If only I had waited and not got my One X back in July. The One X is a great phone,but I miss the replaceable battery and card slot.
I love the idea of air gestures, and having played with the S3 I think more should be made of the ability Samsung have added to have more than one app on the screen.
IAs an expat, the translation thing might have been useful had it included the language of my chosen home.
It'll undoubtedly sell like hotcakes.
With the exception of its outstanding screen and build quality I too am somewhat underwhelmed by the One X.
Sticking AOKP on it (in the form of IceColdJelly) has made a difference to battery life and heat generation, but I'll still be selling this one on pretty quickly.
>IAs an expat, the translation thing might have been useful had it included the language of my chosen home.
Have you tried installing "Google Translate" on your One X? I'm not sure what the S 4 gives you above that. Nobody seems to mention it in the reviews.
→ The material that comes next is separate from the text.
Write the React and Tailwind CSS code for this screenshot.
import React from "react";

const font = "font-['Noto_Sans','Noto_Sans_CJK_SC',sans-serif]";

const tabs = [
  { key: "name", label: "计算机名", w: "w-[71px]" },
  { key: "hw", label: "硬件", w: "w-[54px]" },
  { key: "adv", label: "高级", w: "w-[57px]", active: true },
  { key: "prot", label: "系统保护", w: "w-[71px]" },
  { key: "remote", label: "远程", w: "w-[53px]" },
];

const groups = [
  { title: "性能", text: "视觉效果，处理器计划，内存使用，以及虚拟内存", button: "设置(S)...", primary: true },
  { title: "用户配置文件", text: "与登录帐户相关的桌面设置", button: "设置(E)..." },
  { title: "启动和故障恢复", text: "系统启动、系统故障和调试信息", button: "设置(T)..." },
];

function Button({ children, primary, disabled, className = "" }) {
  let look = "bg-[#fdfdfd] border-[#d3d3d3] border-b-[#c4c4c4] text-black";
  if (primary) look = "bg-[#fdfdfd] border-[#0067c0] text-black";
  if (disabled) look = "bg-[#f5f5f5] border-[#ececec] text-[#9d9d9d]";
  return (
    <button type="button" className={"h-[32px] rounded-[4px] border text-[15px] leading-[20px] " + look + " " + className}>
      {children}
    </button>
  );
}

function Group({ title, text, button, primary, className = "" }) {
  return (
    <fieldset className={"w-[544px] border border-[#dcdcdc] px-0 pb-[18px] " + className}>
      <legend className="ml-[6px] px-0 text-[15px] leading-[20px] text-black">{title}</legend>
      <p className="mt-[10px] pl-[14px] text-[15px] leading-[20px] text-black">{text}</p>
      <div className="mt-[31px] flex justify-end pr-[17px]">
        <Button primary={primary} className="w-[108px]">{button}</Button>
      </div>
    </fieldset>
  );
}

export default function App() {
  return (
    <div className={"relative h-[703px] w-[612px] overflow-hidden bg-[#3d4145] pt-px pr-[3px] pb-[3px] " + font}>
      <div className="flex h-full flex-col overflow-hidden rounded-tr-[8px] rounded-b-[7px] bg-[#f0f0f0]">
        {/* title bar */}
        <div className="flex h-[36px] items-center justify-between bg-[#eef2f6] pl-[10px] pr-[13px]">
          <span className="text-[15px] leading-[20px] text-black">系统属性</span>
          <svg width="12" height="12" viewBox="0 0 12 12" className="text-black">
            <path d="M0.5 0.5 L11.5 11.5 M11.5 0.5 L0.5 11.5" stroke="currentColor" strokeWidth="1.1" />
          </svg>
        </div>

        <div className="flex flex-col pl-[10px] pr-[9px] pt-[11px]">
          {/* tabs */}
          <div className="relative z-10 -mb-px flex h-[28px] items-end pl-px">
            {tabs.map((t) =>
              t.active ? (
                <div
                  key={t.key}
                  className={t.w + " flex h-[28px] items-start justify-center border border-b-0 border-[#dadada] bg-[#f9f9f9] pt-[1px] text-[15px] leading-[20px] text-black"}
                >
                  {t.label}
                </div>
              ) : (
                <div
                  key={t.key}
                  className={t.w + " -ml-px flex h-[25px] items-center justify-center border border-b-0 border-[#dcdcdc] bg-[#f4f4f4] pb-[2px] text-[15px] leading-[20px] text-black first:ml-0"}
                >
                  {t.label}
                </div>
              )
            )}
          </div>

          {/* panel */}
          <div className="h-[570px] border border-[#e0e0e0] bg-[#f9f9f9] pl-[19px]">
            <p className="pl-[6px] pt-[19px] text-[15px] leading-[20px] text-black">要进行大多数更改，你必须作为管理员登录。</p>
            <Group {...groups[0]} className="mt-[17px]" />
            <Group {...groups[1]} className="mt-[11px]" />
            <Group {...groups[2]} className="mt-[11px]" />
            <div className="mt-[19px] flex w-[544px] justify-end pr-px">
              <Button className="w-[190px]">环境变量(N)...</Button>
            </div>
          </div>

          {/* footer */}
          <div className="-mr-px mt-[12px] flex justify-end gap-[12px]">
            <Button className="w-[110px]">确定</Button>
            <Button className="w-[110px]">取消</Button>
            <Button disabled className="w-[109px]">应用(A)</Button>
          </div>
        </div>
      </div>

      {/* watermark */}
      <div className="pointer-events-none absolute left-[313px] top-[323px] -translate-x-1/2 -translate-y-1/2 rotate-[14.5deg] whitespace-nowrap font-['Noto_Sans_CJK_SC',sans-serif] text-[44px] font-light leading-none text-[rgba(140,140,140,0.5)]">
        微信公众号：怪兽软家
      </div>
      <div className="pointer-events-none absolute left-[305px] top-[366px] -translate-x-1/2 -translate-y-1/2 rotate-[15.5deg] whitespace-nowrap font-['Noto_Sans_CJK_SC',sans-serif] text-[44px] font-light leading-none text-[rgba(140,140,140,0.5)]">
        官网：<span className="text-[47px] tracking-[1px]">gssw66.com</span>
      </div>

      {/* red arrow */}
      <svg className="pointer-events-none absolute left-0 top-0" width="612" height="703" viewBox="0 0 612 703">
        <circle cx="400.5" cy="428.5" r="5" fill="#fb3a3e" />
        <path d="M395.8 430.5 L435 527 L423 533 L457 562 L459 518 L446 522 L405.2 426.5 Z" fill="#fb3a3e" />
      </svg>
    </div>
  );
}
Translate sounds marvelously useful on the face of it. Until you give it some though.... The most likely and useful place to use it would be while holidaying in some foreign land, ask it "which way to the beach" and it can translate it for a helpful local to point you in the correct direction. But... when you're on holiday you'll have to rely on the hefty data roaming charges it will inevitable rack up to talk to the translation servers.
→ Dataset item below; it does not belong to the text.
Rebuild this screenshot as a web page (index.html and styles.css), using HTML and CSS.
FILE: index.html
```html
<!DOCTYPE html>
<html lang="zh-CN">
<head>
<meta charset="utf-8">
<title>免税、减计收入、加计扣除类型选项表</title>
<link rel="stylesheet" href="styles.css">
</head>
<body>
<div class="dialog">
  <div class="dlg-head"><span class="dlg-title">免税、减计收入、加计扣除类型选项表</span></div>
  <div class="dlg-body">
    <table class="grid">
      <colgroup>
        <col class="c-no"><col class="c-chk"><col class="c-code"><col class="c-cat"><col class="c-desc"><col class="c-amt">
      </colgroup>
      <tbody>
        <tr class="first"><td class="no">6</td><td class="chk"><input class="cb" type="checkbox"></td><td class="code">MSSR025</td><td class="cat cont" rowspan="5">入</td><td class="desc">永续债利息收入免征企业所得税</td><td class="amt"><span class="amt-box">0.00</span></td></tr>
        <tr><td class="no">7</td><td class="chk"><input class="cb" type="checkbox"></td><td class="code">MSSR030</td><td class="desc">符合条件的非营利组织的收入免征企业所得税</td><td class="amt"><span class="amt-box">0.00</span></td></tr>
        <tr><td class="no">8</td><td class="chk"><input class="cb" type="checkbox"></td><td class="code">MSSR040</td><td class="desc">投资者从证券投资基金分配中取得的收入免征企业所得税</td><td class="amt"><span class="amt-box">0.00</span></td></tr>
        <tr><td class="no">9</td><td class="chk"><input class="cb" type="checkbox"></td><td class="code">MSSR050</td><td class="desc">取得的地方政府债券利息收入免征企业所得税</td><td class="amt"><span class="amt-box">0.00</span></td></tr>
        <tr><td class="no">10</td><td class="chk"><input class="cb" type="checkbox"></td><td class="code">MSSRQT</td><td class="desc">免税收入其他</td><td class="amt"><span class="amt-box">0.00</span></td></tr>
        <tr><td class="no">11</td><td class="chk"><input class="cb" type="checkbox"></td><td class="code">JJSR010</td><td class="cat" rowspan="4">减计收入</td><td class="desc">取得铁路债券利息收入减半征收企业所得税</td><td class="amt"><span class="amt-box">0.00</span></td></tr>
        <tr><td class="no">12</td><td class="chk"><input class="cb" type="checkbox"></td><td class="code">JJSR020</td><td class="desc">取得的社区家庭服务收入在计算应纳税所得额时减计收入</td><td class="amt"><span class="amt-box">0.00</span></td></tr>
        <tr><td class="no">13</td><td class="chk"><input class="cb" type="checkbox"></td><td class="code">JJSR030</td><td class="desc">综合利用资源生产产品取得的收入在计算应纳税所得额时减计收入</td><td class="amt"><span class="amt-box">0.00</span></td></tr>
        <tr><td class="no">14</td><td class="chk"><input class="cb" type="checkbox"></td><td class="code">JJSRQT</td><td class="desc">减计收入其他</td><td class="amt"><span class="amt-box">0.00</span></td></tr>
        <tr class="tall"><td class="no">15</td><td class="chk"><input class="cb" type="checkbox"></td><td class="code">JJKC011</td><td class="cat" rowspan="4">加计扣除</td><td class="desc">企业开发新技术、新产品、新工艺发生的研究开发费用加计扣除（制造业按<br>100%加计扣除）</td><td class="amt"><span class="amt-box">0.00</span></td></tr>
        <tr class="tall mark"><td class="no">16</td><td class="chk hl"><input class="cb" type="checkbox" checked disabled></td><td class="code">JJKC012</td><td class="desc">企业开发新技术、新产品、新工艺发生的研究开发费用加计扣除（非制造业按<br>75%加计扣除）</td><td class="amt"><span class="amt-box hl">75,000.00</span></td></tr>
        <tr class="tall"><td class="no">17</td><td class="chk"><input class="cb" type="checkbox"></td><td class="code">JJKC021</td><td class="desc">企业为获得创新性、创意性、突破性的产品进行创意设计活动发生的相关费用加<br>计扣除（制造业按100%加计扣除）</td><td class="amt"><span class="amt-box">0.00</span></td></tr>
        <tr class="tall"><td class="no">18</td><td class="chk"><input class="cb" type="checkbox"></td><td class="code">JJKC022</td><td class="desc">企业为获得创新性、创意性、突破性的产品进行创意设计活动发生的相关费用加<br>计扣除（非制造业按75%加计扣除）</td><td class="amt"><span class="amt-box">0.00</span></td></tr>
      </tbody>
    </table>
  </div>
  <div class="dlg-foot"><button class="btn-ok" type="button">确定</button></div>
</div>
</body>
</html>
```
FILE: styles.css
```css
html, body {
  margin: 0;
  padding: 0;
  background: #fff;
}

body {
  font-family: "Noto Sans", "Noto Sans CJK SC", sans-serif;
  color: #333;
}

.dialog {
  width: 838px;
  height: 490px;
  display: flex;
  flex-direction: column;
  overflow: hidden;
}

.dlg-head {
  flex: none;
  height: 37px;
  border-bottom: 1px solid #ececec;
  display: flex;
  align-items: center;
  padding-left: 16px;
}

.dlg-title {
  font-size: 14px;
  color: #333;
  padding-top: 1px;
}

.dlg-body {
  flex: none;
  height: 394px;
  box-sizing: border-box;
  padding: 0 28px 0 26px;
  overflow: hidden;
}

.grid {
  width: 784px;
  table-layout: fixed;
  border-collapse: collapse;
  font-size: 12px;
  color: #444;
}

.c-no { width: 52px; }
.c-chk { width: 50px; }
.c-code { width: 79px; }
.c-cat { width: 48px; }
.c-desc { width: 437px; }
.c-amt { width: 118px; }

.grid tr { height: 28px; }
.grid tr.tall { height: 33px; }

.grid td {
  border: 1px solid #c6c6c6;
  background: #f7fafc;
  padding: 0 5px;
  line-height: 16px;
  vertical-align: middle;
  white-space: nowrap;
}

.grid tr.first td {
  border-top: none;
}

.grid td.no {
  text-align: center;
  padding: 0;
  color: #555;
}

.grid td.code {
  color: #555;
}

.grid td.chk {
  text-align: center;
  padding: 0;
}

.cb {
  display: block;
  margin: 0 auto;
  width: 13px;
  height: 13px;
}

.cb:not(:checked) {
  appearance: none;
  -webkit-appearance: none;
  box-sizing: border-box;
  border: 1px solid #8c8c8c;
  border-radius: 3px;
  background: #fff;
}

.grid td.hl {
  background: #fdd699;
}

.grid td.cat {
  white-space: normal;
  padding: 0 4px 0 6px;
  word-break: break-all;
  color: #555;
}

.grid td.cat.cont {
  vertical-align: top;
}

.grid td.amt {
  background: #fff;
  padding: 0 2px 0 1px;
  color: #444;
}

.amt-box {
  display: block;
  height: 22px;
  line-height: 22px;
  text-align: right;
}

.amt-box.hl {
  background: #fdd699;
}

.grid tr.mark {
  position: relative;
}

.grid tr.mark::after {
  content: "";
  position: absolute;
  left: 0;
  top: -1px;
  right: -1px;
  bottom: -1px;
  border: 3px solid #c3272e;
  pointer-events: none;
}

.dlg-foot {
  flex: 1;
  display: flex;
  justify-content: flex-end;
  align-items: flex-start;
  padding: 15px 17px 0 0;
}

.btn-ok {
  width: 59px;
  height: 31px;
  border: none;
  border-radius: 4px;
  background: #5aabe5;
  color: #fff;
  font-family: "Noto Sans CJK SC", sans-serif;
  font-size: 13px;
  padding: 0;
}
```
Sensible travelers would swap SIMs upon arriving and use a local prepaid system (pay for a short stint, use it, then toss it away as you leave). Rates may vary, but they're likely better than international roaming.
@Charles 9 - I hear that a lot, but know of no-one who does it, lest I'd be having to text people "I'll be on +34 123 4565 19 for the next 2 weeks if you want to reach me.." Or forever swapping SIM cards back and forth depending on whether I want *my* expensive phoneline, or *a* cheap phoneline.
You're talking to one. I did it for a three-week stint, and it worked out nicely, and despite a number of international calls and texts (not to mention a generous data allowance) the final damage wasn't all that significant.
That's where O2's TuGo app comes in handy. If your local SIM has a reasonable data allowance, then you can make and receive calls on your UK number for the same cost as in the UK. If you have that, then you probably don't need to worry about voice minutes or texts at all on your local SIM, and you can just go for the one with the cheapest data.